Years later, as Devon travels around the world over the course of a decade to visit his seven siblings, he sees how the traumatic accident of his youth has affected—and connected—them all. They each may have moved on, but it’s only through forgiveness and coming to terms with the past that they’ll be able to live freely in the present.

Though Devon is at the center of the novel, McGill weaves in diary entries and first-person narratives from the other characters, giving readers a chance to examine the relationships, events, and heartbreaks from multiple perspectives. The novel is fewer than 300 pages long, and that, coupled with the shifting points of view, makes it a great, page-turning summer read.

McGill is the author of two other novels, including Bed Stuy: A Love Story, and a memoir, Dear Marcus: A Letter to the Man Who Shot Me. Read our 2012 profile of McGill and review of his memoir.

Award-Winning Novelist Andrew Krivak Evokes the Effects of War on Four Generations of a Pennsylvania Family

A composite image showing a portrait of Andrew Krivak and the cover of his novel Like the Appearance of Horses
Photo credit: Sharona Jacobs

The title and epigraph of Andrew Krivak’s century-spanning new novel come from the Book of Joel. Warning of ecological disaster, the biblical prophet compares a plague of locusts to war horses: “Their appearance is like the appearance of horses, and like war horses, they run.”

The proverbial war horses run through each generation of the family at the heart of this lyrical, moving book. Homecomings are both longed-for and fraught, as each generation is haunted by the moral complexities of war, and by their own struggles to survive battles intensely physical and psychological.

The novel begins in 1933, when a teenage Bexhet “Becks” Konar flees fascist death squads in Hungary. He appears at the Dardan, Pennsylvania, homestead of Josef Vinich, who saved his infant life at the end of World War I. Vinich, now co-owner of a roughing mill, treats Becks like a son. Eventually, Becks and Vinich’s daughter, Hannah, fall in love, marry, and have two children, Bo and Samuel, before Becks is sent to fight for his adopted country in World War II.

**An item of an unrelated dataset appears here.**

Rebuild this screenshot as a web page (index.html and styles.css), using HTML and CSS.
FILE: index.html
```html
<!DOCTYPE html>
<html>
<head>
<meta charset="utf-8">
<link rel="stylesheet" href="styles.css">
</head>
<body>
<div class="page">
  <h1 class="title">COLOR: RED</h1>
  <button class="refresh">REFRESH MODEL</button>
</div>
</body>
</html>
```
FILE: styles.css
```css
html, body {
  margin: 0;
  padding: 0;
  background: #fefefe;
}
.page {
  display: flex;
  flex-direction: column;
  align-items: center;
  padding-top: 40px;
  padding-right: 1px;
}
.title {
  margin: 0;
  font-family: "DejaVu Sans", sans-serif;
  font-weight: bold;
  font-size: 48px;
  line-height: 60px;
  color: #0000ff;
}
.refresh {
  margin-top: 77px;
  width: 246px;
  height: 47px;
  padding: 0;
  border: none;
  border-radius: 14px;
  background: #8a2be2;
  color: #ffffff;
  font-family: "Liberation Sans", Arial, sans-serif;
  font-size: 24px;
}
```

He returns from the war a shell of his former self, and in 1949 he’s killed in a hunting accident—shot through the chest by Paul Younger, whose father had been forced to sell his land to Vinich years earlier, and whose family becomes even more intimately linked with the Konars.

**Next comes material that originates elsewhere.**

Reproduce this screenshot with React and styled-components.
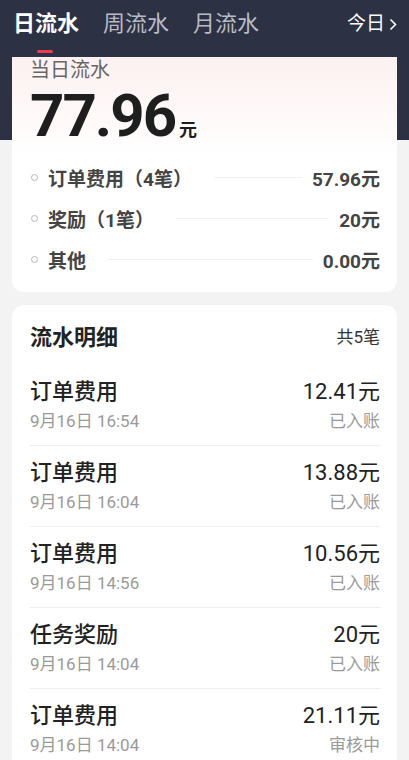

In the 1960s, Samuel enlists in the Marines, becomes a prisoner of war, and develops a heroin addiction. Both he and Bo eventually learn about their father’s battles in World War II, which include a charge of desertion, imprisonment, and a bloody stint as part of the Romani resistance.

From one generation to the next, peace is elusive. And while Krivak depicts the violence of war with frightening intimacy, he’s also attuned to the persistence of beauty and grace in nature and in what love endures.

In 2012, when Krivak received the Dayton Literary Peace Prize, which recognizes “the power of the written word to promote peace,” he dedicated the award to the people who shaped him, including his immigrant grandmother, whose stories about life in what is now Slovakia continue to inform his fiction.

“They’ve all done their work. They’ve all found their peace,” he said in an acceptance speech. “What remains is for us to keep telling of it as well as to keep praying for it, to keep insisting upon it as well as to keep hoping for it, and to keep listening so that we’ll know when to act, whether it’s out in the world … or at work on a sentence, alone in a room with words.”

Like the Appearance of Horses (Bellevue Literary Press) is the culmination of Krivak’s Dardan Trilogy, a saga that began with his 2011 debut novel, The Sojourn, which focuses on Josef Vinich’s experiences as an Austro-Hungarian conscript in World War I. Each book in the series, which also includes 2017’s The Signal Flame, can stand on its own.

Krivak is also the author of the 2020 novel The Bear (read an excerpt), a collection of poetry, and A Long Retreat: In Search of a Religious Life, a 2008 memoir about his eight years as a Jesuit.